If you take that on board, “CCme” gains another dimension and it’s not just a first time author’s stab at a thriller/crime mystery genre but an attempt to bridge the gap between generations through a shared interest in cryptocurrencies.
Anyway with that said, onto the review itself…
- The female characters in this book are strong, punchy and of course highly opinionated. The book is written by a woman who wanted to write interesting female leads rather than complain that they didn’t exist. Phalaen, Vivienne and the rest are not just built up as ultimate “Mary Sue” characters, they have their flaws as well. Thankfully there is no pointless pandering in this book.
- At times, the pacing of the book is fantastic. You will find yourself turning the pages in anticipation, wondering what is going to happen next. There is a lot of sharp dialogue and the constantly shifting voice of the story is an interesting narrative device. Mixed nicely with the occasional bit of quirky humour. All of this points to signs of genuine talent on the part of the writer. Belle is a clearly a good if not completely polished writer.
- The book touches on some important topics relevant in today’s world. It does a good job of challenging people’s preconceptions about cryptocurrencies, the dark-web and of course the cypherpunk movement in general. For those that approach this book without the intimate knowledge of the space, it is an interesting and thought provoking read.
- If you are a fan of subtle references and hidden easter eggs, they’re scattered all over the book and there’s even an insert with discussion questions at the end to mull over and perhaps prompt a re-read!
- If you like naughty stuff, the racy prologue will set your heart racing before delivering the first of many twists — there’s a layered story in “CCme” with the theme that “things are not as they seem” — sometimes this is delivered in a slightly ham-fisted way but other times it’s masterfully done (more on this later).
- At times, the pacing of the book goes awry. It’s quite evident that Belle has talent as a writer but this is her first book and you can see the experimentation as the author tries to find her voice and confidence.
- There is lots to love about the Phalaen character — she is smart, loyal, conscientious, sassy, rebellious and boy can she put food away! But I found myself thinking that she is nothing like any nineteen year old woman that I know. She does not talk like them nor does her character traits lend themselves to youth culture as I know it. I’m aware the author wanted to write a role model that little girls reading her book could look up to. It’s hard to do that if they can’t identify with the lead character.
Edit: after speaking with Belle and highlighting my concern about how the Phalaen character did not act like any nineteen year old woman I knew, she replied “sucks to be you!”.
- An example of awry pacing can be seen where the author goes overboard in the description of food. The reader is waiting for the story to progress but the author is intent on a detour and decides that describing how the characters passionately indulge in solving their hunger pangs is more important.

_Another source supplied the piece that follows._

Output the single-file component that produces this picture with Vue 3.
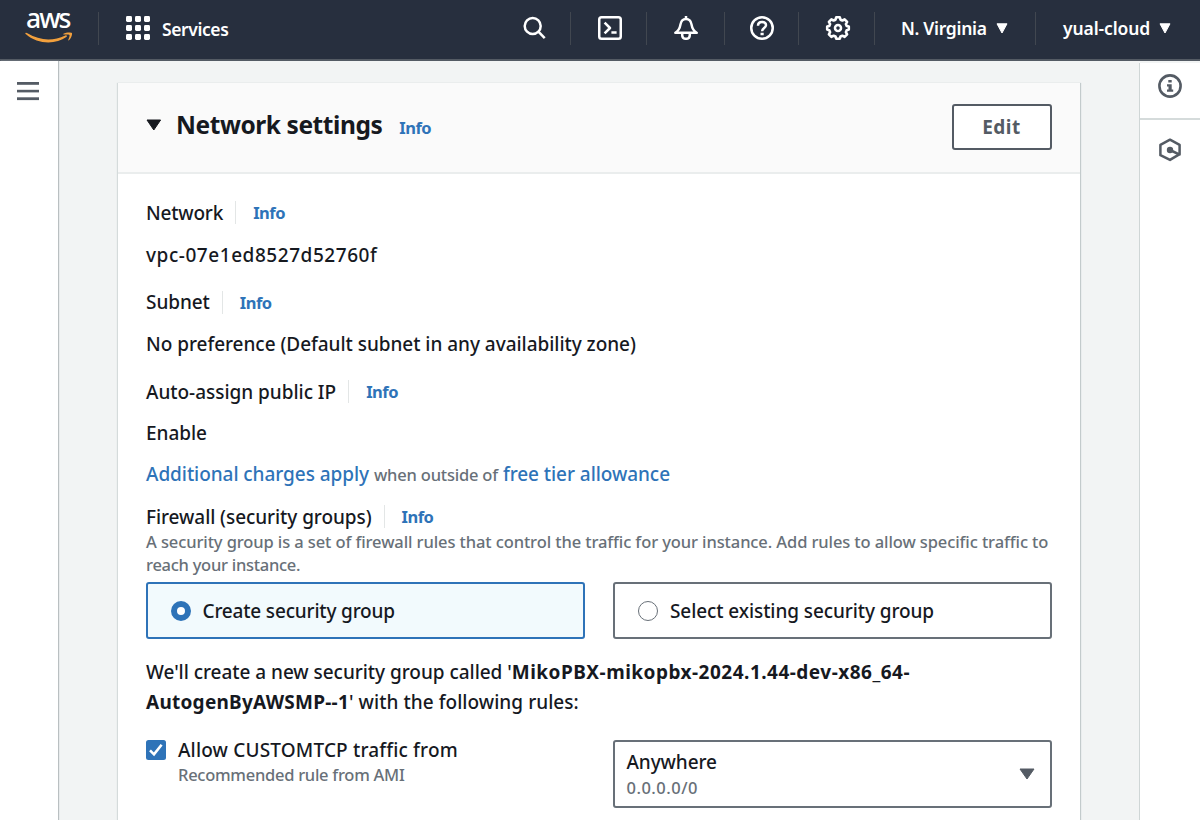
<script setup>
const fields = [
  { label: 'Network', value: 'vpc-07e1ed8527d52760f', key: 'network' },
  { label: 'Subnet', value: 'No preference (Default subnet in any availability zone)', key: 'subnet' },
  { label: 'Auto-assign public IP', value: 'Enable', key: 'ip' },
]
</script>

<template>
  <div class="page">
    <header class="topbar">
      <div class="logo">
        <span class="logo-text">aws</span>
        <svg class="smile" width="48" height="12" viewBox="0 0 48 12">
          <path d="M.4 1.200C1 .5 1.700.9 2.400 1.300 15 8.800 28 9.200 40.300 3.500c1.400-.6 2.300.6 1.100 1.500C31 12.400 13 12.800 1 2.200.5 1.800.2 1.500.4 1.200Z" fill="#f2a03d" />
          <path d="M38.400 1.800c2.500-1.600 7.800-1.700 8.500-.8.700 1-.6 5.400-3 7.300-.5.300-.9.100-.7-.4.700-1.600 1.700-4.300 1.300-5-.5-.6-3.700-.5-5.500-.3-.7.100-.9-.4-.6-.8Z" fill="#f2a03d" />
        </svg>
      </div>
      <i class="sep"></i>
      <div class="services">
        <svg width="24" height="24" viewBox="0 0 24 24" fill="#fff">
          <template v-for="r in 3" :key="r">
            <rect v-for="c in 3" :key="c" :x="(c - 1) * 9" :y="(r - 1) * 9" width="6" height="6" rx="1.400" />
          </template>
        </svg>
        <span class="nav-text services-text">Services</span>
      </div>
      <div class="tool search">
        <svg width="24" height="24" viewBox="0 0 24 24" fill="none" stroke="#fff" stroke-width="2.500">
          <circle cx="9.700" cy="10" r="8" />
          <path d="M15.400 15.700 21.700 22.200" />
        </svg>
      </div>
      <i class="sep"></i>
      <div class="tool w75 shift">
        <svg width="24" height="24" viewBox="0 0 24 24" fill="none" stroke="#fff" stroke-width="2.500">
          <rect x="1.250" y="1.250" width="21.500" height="21.500" rx="2.300" />
          <path d="M6.600 6.600 12 12 6.600 17.400M13.400 16.600h5.200" stroke-linejoin="round" />
        </svg>
      </div>
      <i class="sep"></i>
      <div class="tool w77">
        <svg width="24" height="24" viewBox="0 0 24 24" fill="none" stroke="#fff" stroke-width="2.500" stroke-linejoin="round">
          <path d="M12 0v3M1.300 16.800c3.800-2.200 4.600-4.800 5.200-8.400C7 5 9 2.900 12 2.900s5 2.100 5.500 5.500c.6 3.600 1.400 6.200 5.200 8.400Z" />
          <path d="M8.200 17v2c0 2.300 1.600 3.800 3.800 3.800s3.800-1.500 3.800-3.800v-2" />
        </svg>
      </div>
      <i class="sep"></i>
      <div class="tool w73">
        <svg width="24" height="24" viewBox="0 0 24 24" fill="none" stroke="#fff" stroke-width="2.500">
          <circle cx="12" cy="12" r="10.750" />
          <path d="M8 9.700C8 7.200 9.700 5.900 12 5.900s4 1.400 4 3.400c0 2.600-3.900 2.900-3.900 5.900" />
          <path d="M10.500 18h3.200" />
        </svg>
      </div>
      <i class="sep"></i>
      <div class="tool w75 shift">
        <svg width="26" height="26" viewBox="-13 -13 26 26" fill="none" stroke="#fff" stroke-width="2.600" stroke-linejoin="round">
          <path d="M-1.800-10.700h3.600l.7 2.400 1.900.8 2.200-1.200 2.500 2.500-1.200 2.200.8 1.900 2.100.5v3.200l-2.100.7-.8 1.900 1.200 2.200-2.500 2.500-2.200-1.200-1.900.8-.7 2.200h-3.600l-.7-2.200-1.900-.8-2.200 1.200-2.500-2.500 1.200-2.200-.8-1.900-2.100-.7v-3.200l2.100-.5.8-1.900-1.200-2.200 2.500-2.500 2.200 1.200 1.900-.8Z" />
          <circle r="3" />
        </svg>
      </div>
      <i class="sep"></i>
      <div class="menu region">
        <span class="nav-text region-text">N. Virginia</span>
        <svg width="12" height="11" viewBox="0 0 12 11"><path d="M1 .8h10L6 10Z" fill="#fff" stroke="#fff" stroke-linejoin="round" /></svg>
      </div>
      <i class="sep"></i>
      <div class="menu account">
        <span class="nav-text account-text">yual-cloud</span>
        <svg width="12" height="11" viewBox="0 0 12 11"><path d="M1 .8h10L6 10Z" fill="#fff" stroke="#fff" stroke-linejoin="round" /></svg>
      </div>
    </header>

    <div class="body">
      <nav class="left">
        <svg width="22" height="19" viewBox="0 0 22 19" fill="#545b64">
          <rect width="22" height="2.800" /><rect y="7.800" width="22" height="2.600" /><rect y="15.300" width="22" height="2.800" />
        </svg>
      </nav>

      <main class="content">
        <section class="card">
          <div class="card-head">
            <svg width="16" height="12" viewBox="0 0 16 12"><path d="M1 1h13.600L7.800 11Z" fill="#16191f" stroke="#16191f" stroke-linejoin="round" /></svg>
            <h2>Network settings</h2>
            <a class="info head-info">Info</a>
            <button class="edit">Edit</button>
          </div>

          <div class="card-body">
            <div v-for="f in fields" :key="f.key" class="field" :class="f.key">
              <div class="label-row">
                <span class="label">{{ f.label }}</span>
                <a class="info divided">Info</a>
              </div>
              <div class="value-row"><span class="value">{{ f.value }}</span></div>
            </div>

            <div class="charges">
              <a class="link-a">Additional charges apply</a>
              <span class="muted">when outside of</span>
              <a class="link-b">free tier allowance</a>
            </div>

            <div class="label-row firewall">
              <span class="label">Firewall (security groups)</span>
              <a class="info divided">Info</a>
            </div>
            <div class="helper">
              <span class="helper-1">A security group is a set of firewall rules that control the traffic for your instance. Add rules to allow specific traffic to</span><br>
              <span class="helper-2">reach your instance.</span>
            </div>

            <div class="tiles">
              <label class="tile selected">
                <span class="radio"></span><span class="create">Create security group</span>
              </label>
              <label class="tile">
                <span class="radio"></span><span class="existing">Select existing security group</span>
              </label>
            </div>

            <p class="note">
              <span class="n1">We'll create a new security group called '</span><b class="n2">MikoPBX-mikopbx-2024.1.44-dev-x86_64-</b><br>
              <b class="n3">AutogenByAWSMP--1</b><span class="n4">' with the following rules:</span>
            </p>

            <div class="rule">
              <div class="check-col">
                <svg class="check" width="20" height="20" viewBox="0 0 20 20">
                  <rect width="20" height="20" rx="2.500" fill="#2e73b8" />
                  <path d="M4 10.400 8 14.400 15.600 4.800" fill="none" stroke="#fff" stroke-width="2.600" />
                </svg>
                <div>
                  <div class="rule-title">Allow CUSTOMTCP traffic from</div>
                  <div class="rule-sub">Recommended rule from AMI</div>
                </div>
              </div>
              <div class="select">
                <div>
                  <div class="sel-title">Anywhere</div>
                  <div class="sel-sub">0.0.0.0/0</div>
                </div>
                <svg width="16" height="12" viewBox="0 0 16 12"><path d="M1 1h14L8 11Z" fill="#545b64" stroke="#545b64" stroke-linejoin="round" /></svg>
              </div>
            </div>
          </div>
        </section>
      </main>

      <aside class="right">
        <div class="panel-btn first">
          <svg width="24" height="24" viewBox="0 0 24 24" fill="none" stroke="#545b64" stroke-width="2.600">
            <circle cx="12" cy="12" r="10.600" />
            <path d="M10.300 6h3.400v2.500h-3.400ZM9 10.300h4.700v5.200h1.500v2.300H9v-2.300h1.500v-2.900H9Z" fill="#545b64" stroke="none" />
          </svg>
        </div>
        <div class="panel-btn second">
          <svg width="24" height="24" viewBox="0 0 24 24" fill="none" stroke="#545b64" stroke-width="2.500" stroke-linejoin="round">
            <path d="M20.800 16.600 12 21.900 2.400 17.200V6.800L12 1.700 21.600 6.800v9.800L12 12" />
            <circle cx="12" cy="12" r="3.200" fill="#545b64" stroke="none" />
          </svg>
        </div>
      </aside>
    </div>
  </div>
</template>

<style>
body { margin: 0; overflow: hidden; }
</style>

<style scoped>
* { box-sizing: border-box; }
.page {
  width: 1200px; height: 820px; overflow: hidden; display: flex; flex-direction: column;
  font-family: "Noto Sans", "Open Sans", sans-serif; font-size: 19px; font-weight: 500; color: #16191f; background: #f2f4f4;
  white-space: nowrap;
}
.topbar {
  height: 61px; flex: none; display: flex; align-items: center; background: #272f3e;
  border-bottom: 2px solid #545b64; color: #fff; padding-bottom: 3px;
}
.sep { width: 1px; height: 33px; background: #414750; flex: none; }
.logo { width: 98px; padding-left: 25px; height: 56px; flex: none; }
.logo-text { display: block; height: 32px; line-height: 37px; padding-left: 1px; font-size: 26.500px; font-weight: 500; letter-spacing: -2px; }
.smile { display: block; }
.services { display: flex; align-items: center; width: 424px; padding-left: 27px; gap: 12px; }
.nav-text { font-size: 17.500px; font-weight: 600; line-height: 24px; letter-spacing: -.3px; }
.services-text { padding-top: 2px; letter-spacing: -.4px; }
.account-text { letter-spacing: -.1px; }
.tool { display: flex; justify-content: center; align-items: center; flex: none; }
.search { width: 47px; justify-content: flex-start; }
.w75 { width: 75px; }
.w77 { width: 77px; }
.w73 { width: 73px; }
.shift { padding-left: 3px; }
.menu { display: flex; align-items: center; flex: none; }
.menu svg { margin-left: 9px; }
.region { width: 160px; padding-left: 26px; }
.account { padding-left: 27px; }

.body { flex: 1; display: flex; min-height: 0; }
.left { width: 58px; flex: none; background: #fff; padding: 20px 0 0 17px; box-shadow: 1px 0 1px #b9bfc1; }
.content { flex: 1; min-width: 0; padding: 21px 59px 0 60px; }
.card { height: 760px; background: #fff; border-top: 1px solid #eaeded; box-shadow: 1px 1px 1px #c3cbcc, -1px 1px 1px #d5dbdb; }
.card-head {
  height: 91px; background: #fafafa; border-bottom: 2px solid #eaeded;
  display: flex; align-items: center; padding: 0 28px 2px;
}
h2 { margin: 0 0 3px 14px; font-size: 24.500px; font-weight: 700; line-height: 34px; letter-spacing: -.43px; }
.card-head > svg { margin-bottom: 4px; }
.info { color: #2e73b8; font-size: 16.500px; font-weight: 700; line-height: 22px; letter-spacing: -.5px; }
.head-info { margin-left: 17px; padding-top: 3px; }
.edit {
  margin-left: auto; width: 100px; height: 46px; border: 2px solid #545b64; border-radius: 3px; padding: 0 1px 0 0;
  background: #fff; color: #545b64; font: 700 19px "Noto Sans", sans-serif; letter-spacing: .5px;
}
.card-body { padding: 18px 28px 0 28px; }
.field { margin-bottom: 6px; }
.field.ip { margin-bottom: 0; }
.label-row { height: 41.700px; display: flex; align-items: center; line-height: 26px; }
.label { letter-spacing: -.07px; }
.network .label { letter-spacing: -.2px; }
.ip .label { letter-spacing: -.03px; }
.divided { border-left: 1px solid #e3e6e6; margin-left: 12px; padding-left: 17px; padding-top: 1px; }
.value-row { height: 41.700px; line-height: 42px; letter-spacing: -.04px; }
.network .value-row { letter-spacing: .55px; }
.charges { height: 41.700px; line-height: 41.700px; display: flex; gap: 5px; align-items: baseline; color: #2e73b8; letter-spacing: -.06px; }
.muted { color: #687078; font-size: 16.500px; letter-spacing: -.2px; }
.label-row.firewall { height: 28px; margin-top: 7px; }
.helper { color: #687078; font-size: 16.500px; line-height: 23px; height: 46px; margin-top: -1px; letter-spacing: -.105px; }
.helper-2 { letter-spacing: -.27px; }
.tiles { display: grid; grid-template-columns: 1fr 1fr; gap: 28px; margin-top: 6.500px; }
.tile { height: 57px; border: 2px solid #687078; border-radius: 3px; display: flex; align-items: center; padding-left: 23px; }
.tile.selected { border-color: #2e73b8; background: #f2fafd; }
.radio { width: 20px; height: 20px; border: 1.500px solid #687078; border-radius: 50%; background: #fff; margin-right: 12px; }
.selected .radio { border: 6.500px solid #2e73b8; margin-right: 11.500px; }
.create { letter-spacing: -.18px; }
.existing { letter-spacing: -.09px; }
.note { margin: 18px 0 0; line-height: 30px; }
.n1 { letter-spacing: -.04px; }
.n2 { letter-spacing: .49px; }
.n3 { letter-spacing: .25px; }
.n4 { letter-spacing: .05px; }
.rule { display: flex; justify-content: space-between; margin-top: 22.500px; }
.check-col { display: flex; gap: 12px; }
.rule-title { line-height: 26px; margin-top: -2.500px; letter-spacing: .17px; }
.rule-sub, .sel-sub { font-size: 16.500px; line-height: 24px; color: #687078; }
.rule-sub { letter-spacing: -.27px; }
.select {
  width: 439px; height: 68px; border: 2px solid #687078; border-radius: 3px;
  display: flex; justify-content: space-between; align-items: center; padding: 2px 15px 0 11.500px;
}
.select svg { margin-bottom: 2px; }
.sel-title { line-height: 27px; letter-spacing: -.1px; }
.sel-sub { letter-spacing: .5px; }

.right { width: 61px; flex: none; background: #fff; border-left: 1.500px solid #cfd6d6; margin-top: 2px; }
.panel-btn { display: flex; justify-content: center; padding-right: 1px; }
.first { height: 57px; border-bottom: 2px solid #d5dbdb; padding-top: 11px; }
.second { padding-top: 18px; }
</style>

The first few times it’s jarring, by the later chapters it becomes almost a parody. You only need to browse through Belle’s personal blog to get the distinct impression she is a massive foodie and it’s not surprising she wants to share her love of flavours and the experience of eating in the book… but it just comes across a little odd.
- I found myself not caring about some of the characters and their motivation. For example, there is gushing praise for Phalaen’s mother at the start of the book. I have neither an emotional connection to Phalaen or Vivienne at this stage so it felt a little over the top and indulgent. I can see why a nineteen year old bereft of her mother would be clinging onto her memory so strongly, but good writing should be able to convey that with more subtlety. Of course the pacing, characters and story itself tightens up as we go along but a good editor might have fixed some of these issues as well as the jarring spelling mistakes that absolutely should not have found themselves into the final book!
- The book’s review on Amazon has a lot of praise for the updated prologue but if I’m being frankly honest, it has no place in this book. If you want the book to be completely accessible, if you want to provide a role model for children — a prologue that ventures into the realms of pornography is a really odd choice. It is not indicative of the rest of the book and I found some of the dialogue in the prologue to be cheesy and completely the opposite of it’s intent to add sexiness and shock appeal.
- I’m sure the twist at the end of the prologue (cannot give much away without spoiling it for readers) could have been delivered without the intimate description of the hooker and her client which would be more at place on literotica.com. The prologue is the first impression of the book and it doesn’t do the rest of the pages any justice. You’d be hard pressed to find many parents wholeheartedly recommending the book to their children if they only took the time to read the first few pages. There may be some precocious sixteen year olds who read it and then recommend it to their parents!
- Given that Belle writes some discussion questions at the end, which really drives home the point that this a layered and complex story, could she not have gone one step further and provided a family tree so that the reader could conceptualise all the different relationships that are introduced in this book. The author has to do an incredible amount of world building in 240 odd pages … sometimes it feels like there are too many people (with their own cute pet names) introduced at once and the net result is not a lot of room for the characters to breathe. I struggled to keep track of all the relationships — who was whom’s husband and how did they relate to Phalaen etc.
- It’s been over a year now (the first edition of “CCme” came out in October 2016 — nearly two years ago) — can we please have the next book already? :)
The final verdict
When Bitcoin was introduced to the world by Satoshi Nakamoto with his now famous whitepaper, the ground breaking idea whilst fully functional came with a few obvious flaws. “CCme” in a similar vein is the first fictional novel in the cryptocurrency space, it brings together many different ideas into a unique package which whilst not fully polished, definitely contains nuggets of true brilliance.
Without damning the book with faint praise, it’s a far better read that I expected it to be. Like many of the reviews on Amazon, I desperately want Belle to pen the next edition of the series, to find out what happens… to see how she weaves more recent events in cryptocurrency into the book and my greatest hope is that like Bitcoin and the deluge of alt-coins it inspired, that “CCme” also spawns more books in this genre.
I’m well aware that artists cannot survive on critiques and reviews alone and that if we want to have more fictional cryptocurrency stories and art produced, then we have to vote with our wallets - show that appetite and demand exists for them.
So I hope that if you are reading this review, you are intrigued to buy a copy and support Bitcoin Belle in her venture.